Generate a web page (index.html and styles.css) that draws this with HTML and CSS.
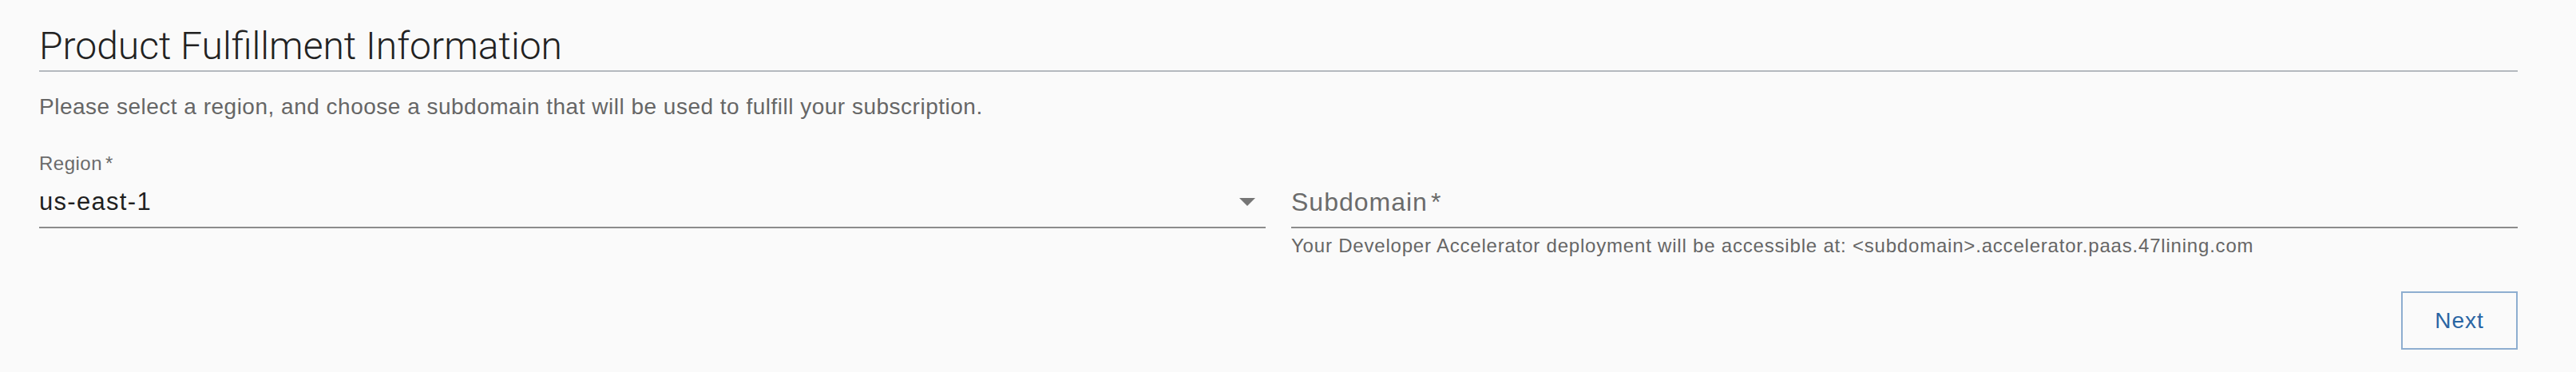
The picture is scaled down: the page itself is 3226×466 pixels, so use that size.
FILE: index.html
```html
<!DOCTYPE html>
<html lang="en">
<head>
    <meta charset="UTF-8">
    <meta name="viewport" content="width=device-width, initial-scale=1.0">
    <title>Product Fulfillment Information</title>
    <link rel="stylesheet" href="styles.css">
</head>
<body>
    <main class="fulfillment">
        <h1 class="section-title">Product Fulfillment Information</h1>
        <p class="intro">Please select a region, and choose a subdomain that will be used to fulfill your subscription.</p>

        <div class="fields">
            <div class="field">
                <label class="field-label" for="region">Region<span class="req">*</span></label>
                <div class="select-box" id="region">
                    <span class="select-value">us-east-1</span>
                    <svg class="select-arrow" width="20" height="10" viewBox="0 0 20 10">
                        <path d="M0 0h20L10 10z" fill="#757575"/>
                    </svg>
                </div>
            </div>
            <div class="field">
                <div class="input-box">
                    <span class="input-placeholder">Subdomain<span class="req">*</span></span>
                </div>
                <p class="helper">Your Developer Accelerator deployment will be accessible at: &lt;subdomain&gt;.accelerator.paas.47lining.com</p>
            </div>
        </div>

        <div class="actions">
            <button class="next-btn" type="button">Next</button>
        </div>
    </main>
</body>
</html>
```

FILE: styles.css
```css
body {
    margin: 0;
    background-color: #fafafa;
    font-family: 'Liberation Sans', Arial, sans-serif;
}
.fulfillment {
    padding: 30px 0 0 49px;
    width: 3104px;
}
.section-title {
    margin: 0;
    font-family: 'Roboto', sans-serif;
    font-weight: 300;
    font-size: 48px;
    line-height: 56px;
    color: #222;
    padding-bottom: 2px;
    border-bottom: 2px solid #b4b9be;
}
.intro {
    margin: 24px 0 37px;
    font-size: 28px;
    line-height: 40px;
    letter-spacing: 0.5px;
    color: #666;
}
.fields {
    display: flex;
    gap: 32px;
}
.field {
    flex: 1;
}
.field-label {
    display: block;
    font-size: 24px;
    line-height: 28px;
    letter-spacing: 0.5px;
    color: #6b6b6b;
}
.req {
    margin-left: 4px;
}
.select-box {
    display: flex;
    align-items: center;
    justify-content: space-between;
    padding: 16px 13px 13px 0;
    border-bottom: 2px solid #8c8c8c;
}
.select-value {
    font-size: 31px;
    line-height: 36px;
    letter-spacing: 1.3px;
    color: #1f1f1f;
}
.input-box {
    padding: 44px 0 13px;
    border-bottom: 2px solid #8c8c8c;
}
.input-placeholder {
    display: block;
    font-size: 32px;
    line-height: 36px;
    letter-spacing: 1px;
    color: #6b6b6b;
}
.helper {
    margin: 8px 0 0;
    font-size: 24px;
    line-height: 28px;
    letter-spacing: 0.8px;
    color: #666;
}
.actions {
    display: flex;
    justify-content: flex-end;
    margin-top: 43px;
}
.next-btn {
    display: flex;
    align-items: center;
    justify-content: center;
    box-sizing: border-box;
    width: 146px;
    height: 73px;
    padding: 0;
    background: transparent;
    border: 2px solid #8eaed0;
    border-radius: 0;
    font-family: 'Liberation Sans', Arial, sans-serif;
    font-size: 28px;
    letter-spacing: 1px;
    color: #2a65a3;
}
```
======
Locate the string "index" in the listing above and copy every line where it occurs.

Generate a web page (index.html and styles.css) that draws this with HTML and CSS.
FILE: index.html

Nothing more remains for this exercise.